Introduction
Many times when the application runs slow one of the usual approach for a DBA is to enable tracing and get the SQL queries the application is running. We check some of the SQL that application runs is becoming bottle neck here. But getting a trace file for different application can be very tricky. The reason is that when a user is connecting from the front end application its very difficult for us (the DBA) to track the session information. When he login to the application and does some database activity a new session will get created, its difficult to know if that session belongs to the user we intend to monitor. Also if the application is written efficiently then inbetween the application usage a client might get disconnected and then reconnect again when some database operation needs to be performed. Again the SID changes. So its very difficult for a DBA to keep tracks of sessions an application is changing.

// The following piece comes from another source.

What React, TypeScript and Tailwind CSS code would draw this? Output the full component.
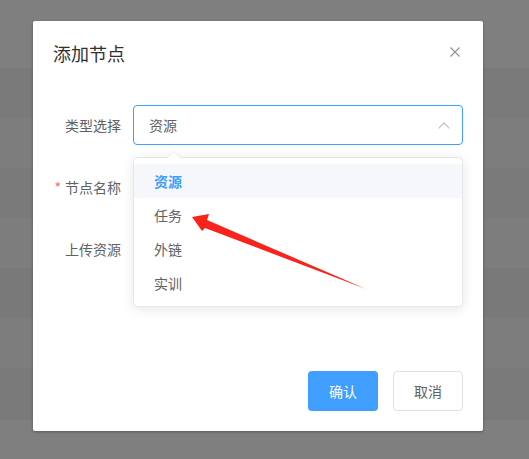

So in order to get around this problem we have something called End-to-End application tracing.
End to End Tracing:
In end to end application tracing, instead of tracing the session we trace using different parameters like
Client identifier – specifies an end user based on the logon Id, such as HR.HR
Service – specifies a group of applications with common attributes, service level thresholds, and priorities; or a single application, such as ACCTG for an accounting application
Module – specifies a functional block, such as Accounts Receivable or General Ledger, of an application
Action – specifies an action, such as an INSERT or UPDATE operation, in a module
Session – specifies a session based on a given database session identifier (SID), on the local instance
Instance – specifies a given instance based on the instance name
To gather the appropriate statistics using PL/SQL, you need to enable statistics gathering for client identifier, service, module, or action using procedures in the DBMS_MONITOR package.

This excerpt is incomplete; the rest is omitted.